No images are to be carried over; print all other material exactly as it stands.

* * *

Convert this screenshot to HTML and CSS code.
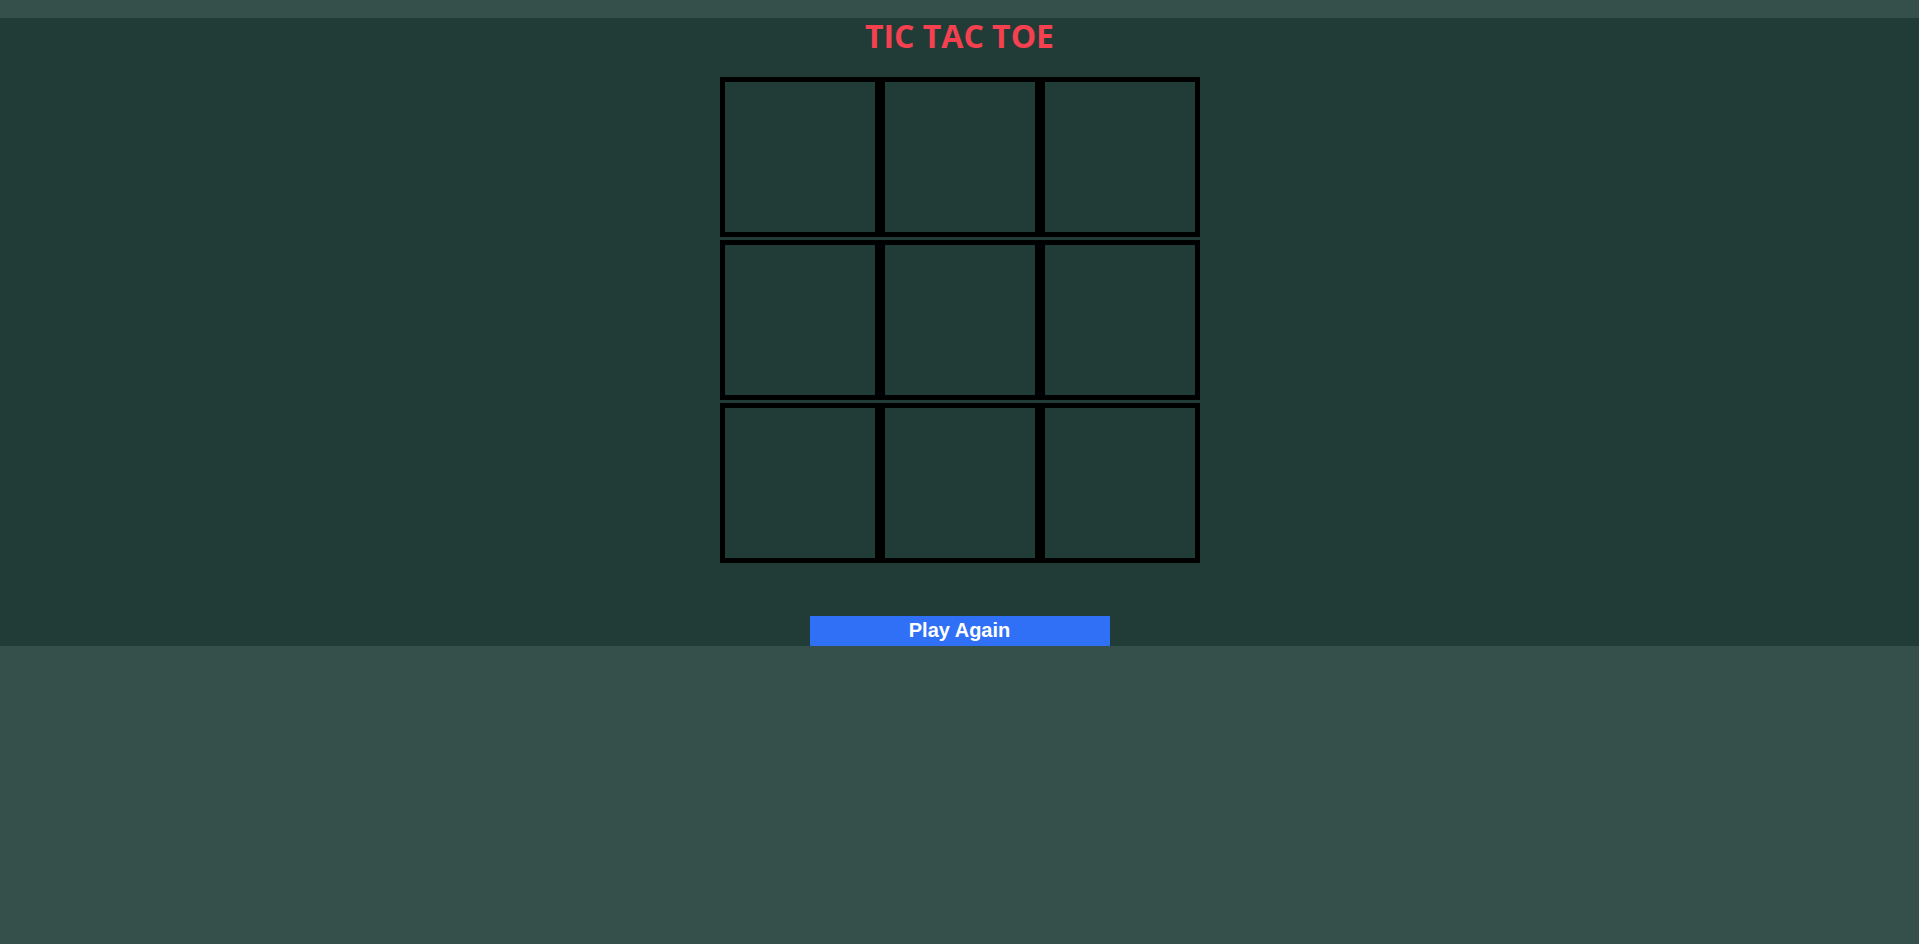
FILE: index.html
```html
<!DOCTYPE html>
<html>
<head>
<meta charset="utf-8">
<link rel="stylesheet" href="styles.css">
</head>
<body>
<main class="game">
  <h1 class="title">TIC TAC TOE</h1>
  <div class="board">
    <div class="row"><div class="cell"></div><div class="cell"></div><div class="cell"></div></div>
    <div class="row"><div class="cell"></div><div class="cell"></div><div class="cell"></div></div>
    <div class="row"><div class="cell"></div><div class="cell"></div><div class="cell"></div></div>
  </div>
  <button class="again">Play Again</button>
</main>
</body>
</html>
```
FILE: styles.css
```css
html, body {
  margin: 0;
  padding: 0;
}
body {
  background: #35504a;
  min-height: 944px;
}
.game {
  margin-top: 18px;
  background: #213b37;
  height: 628px;
  display: flex;
  flex-direction: column;
  align-items: center;
}
.title {
  margin: 2px 0 0;
  font-family: "Open Sans", "Noto Sans", sans-serif;
  font-weight: 700;
  font-size: 32px;
  line-height: 32px;
  color: #f5404f;
}
.board {
  margin-top: 25px;
  display: flex;
  flex-direction: column;
  gap: 3px;
}
.row {
  display: flex;
}
.cell {
  width: 160px;
  height: 160px;
  box-sizing: border-box;
  border: 5px solid #000;
}
.again {
  margin-top: 53px;
  width: 300px;
  height: 30px;
  border: none;
  padding: 0 0 2px;
  background: #3070f6;
  color: #fff;
  font-family: "Liberation Sans", Arial, sans-serif;
  font-weight: 700;
  font-size: 20px;
}
```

* * *

* **Solution to this task**:
Convert this screenshot to HTML and CSS code.
FILE: index.html
```html
<!DOCTYPE html>
<html>
<head>
<meta charset="utf-8">
<link rel="stylesheet" href="styles.css">
</head>
<body>
<main class="game">
  <h1 class="title">TIC TAC TOE</h1>
  <div class="board">
    <div class="row"><div class="cell"></div><div class="cell"></div><div class="cell"></div></div>
    <div class="row"><div class="cell"></div><div class="cell"></div><div class="cell"></div></div>
    <div class="row"><div class="cell"></div><div class="cell"></div><div class="cell"></div></div>
  </div>
  <button class="again">Play Again</button>
</main>
</body>
</html>
```
FILE: styles.css
```css
html, body {
  margin: 0;
  padding: 0;
}
body {
  background: #35504a;
  min-height: 944px;
}
.game {
  margin-top: 18px;
  background: #213b37;
  height: 628px;
  display: flex;
  flex-direction: column;
  align-items: center;
}
.title {
  margin: 2px 0 0;
  font-family: "Open Sans", "Noto Sans", sans-serif;
  font-weight: 700;
  font-size: 32px;
  line-height: 32px;
  color: #f5404f;
}
.board {
  margin-top: 25px;
  display: flex;
  flex-direction: column;
  gap: 3px;
}
.row {
  display: flex;
}
.cell {
  width: 160px;
  height: 160px;
  box-sizing: border-box;
  border: 5px solid #000;
}
.again {
  margin-top: 53px;
  width: 300px;
  height: 30px;
  border: none;
  padding: 0 0 2px;
  background: #3070f6;
  color: #fff;
  font-family: "Liberation Sans", Arial, sans-serif;
  font-weight: 700;
  font-size: 20px;
}
```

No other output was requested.